The Steering Committee's extensive preparations guided the development of the San Francisco Beacon Initiative and contributed greatly to its stability and success. This preparation included building widespread public engagement with the reform and working out a coherent theoretical foundation.

The theory of change developed by the SFBI stakeholders made explicit assumptions about how to improve the lives of youth and their neighborhoods. It also allowed stakeholders to establish specific common goals, which in turn allowed a coherent approach to evaluation, and defined three organizational levels at which change needed to occur.

The funding was another important aspect of this initiative. Building on the city funds earmarked for children and youth, the Steering Committee planned in detail the financing of the initiative, using both public and private funds.

Goal-Setting and Evaluation

Walker and Arbreton (2001, p. 16) describe how the theory of change has kept the initiative focused on clear and agreed-upon goals.

The SFBI stakeholders not only used the theory of change to set their course at the beginning of the initiative, they have used it throughout the initiative's development to reflect on their progress and plan further implementation strategies. The intermediary, in particular, has taken the lead in using the theory of change as a management tool and in ensuring that people who are new to the initiative understand what the SFBI hopes to accomplish and how it hopes to do so.

The theory of change has also been a key in designing evaluation strategies. The overall evaluation was designed to examine the initiative's early, intermediate, and long-term outcomes.

One of the ways that defining a theory of change has helped the SFBI has been to allow its participants to agree upon designated long-term outcomes and to agree to hold the initiative accountable for those outcomes. It has also been used repeatedly to explain the initiative to new staff members at all levels. There has thus been little of the "mission drift" that so frequently occurs in community initiatives.

Although stakeholders from all levels of the initiative expressed ambivalence about the theory of change process because it was lengthy and time-consuming, most of them – from Steering Committee members to Beacon directors to ground staff – reported that it had been useful to spell out expectations and assumptions behind the initiative.

At the site level, the Center directors both understand and rely on the underlying assumptions and hypotheses of the theory of change. When describing what they were aiming for, most directors talked about the importance of safe places, high-quality youth-development programs, high levels of youth and family involvement, well-trained staff, and community leadership.
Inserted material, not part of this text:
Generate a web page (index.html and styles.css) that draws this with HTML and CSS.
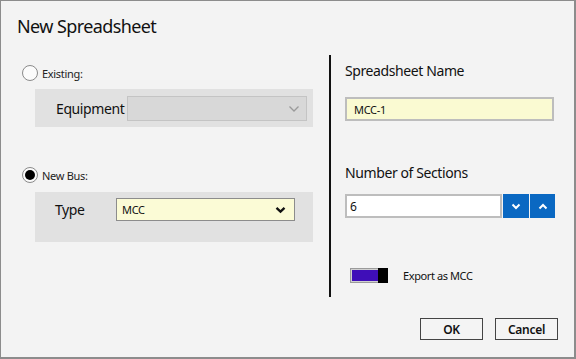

They also understood the general roles of the initiative-level effort, and their comments about the role of the intermediary reflected the theory of change; that is, the intermediary was to provide resources and supports to build site capacity as well as to build the staff's understanding of and commitment to youth development. As one Beacon staff member reported, "I feel like it's much more clear, when we think about the youth programs, what goals we're trying to address because there's a guiding youth-development framework."

Three-Tiered Administration

The organization and administration of the initiative also grew out of the Steering Committee's work on the theory of change. Walker & Arbreton (2001, p. 14–16, 24) describe the three-tiered organization.

The SFBI is administered on three levels: the site level, the intermediary level, and the initiative level. Each level plays a specific role and has specific responsibilities for ensuring that certain or designated outcomes are achieved.

Site Level

The site level consists of the Beacon Centers, their lead agencies, their host schools, and their local communities and agencies. It is the initiatives' most visible level; the tasks for which it is responsible include creating the Beacon Centers themselves, staffing them, engaging the community, coordinating programs and ensuring that the programs are of high quality. The Beacon Centers' staff are responsible for coordinating efforts at the site level.

Although each Beacon Center is located in a particular school and is expected to shape its programs and activities to reflect the needs of its school and community, the Beacon Centers all have shared goals. They strive to provide a visible, accessible, safe, and welcoming place for youth, adults and families associated with the host school and the neighboring community. They all endeavor to encourage community engagement and leadership by establishing councils that promote input and by partnering with other agency providers in the community. In addition, the Beacon Centers seek to maintain a range of activities, provided by a well-trained, diverse, and responsive staff, that promote short- and long-term positive outcomes for youth and adults.

Intermediary Level

The intermediary provides support for both the initiative and the site levels . . . . [M]uch of the intermediary's work focuses on developing positive partnerships among multiple stakeholders . . . . [The intermediary is also responsible for] the development of the public-support campaign and . . . resources . . . to the sites regarding youth-development best practices.

Initiative Level

The tasks of the . . . initiative level center on developing funding streams and working toward the long-term sustainability of the Beacon Centers. At this level, the Beacon Steering Committee is primarily accountable for ensuring that tasks get done.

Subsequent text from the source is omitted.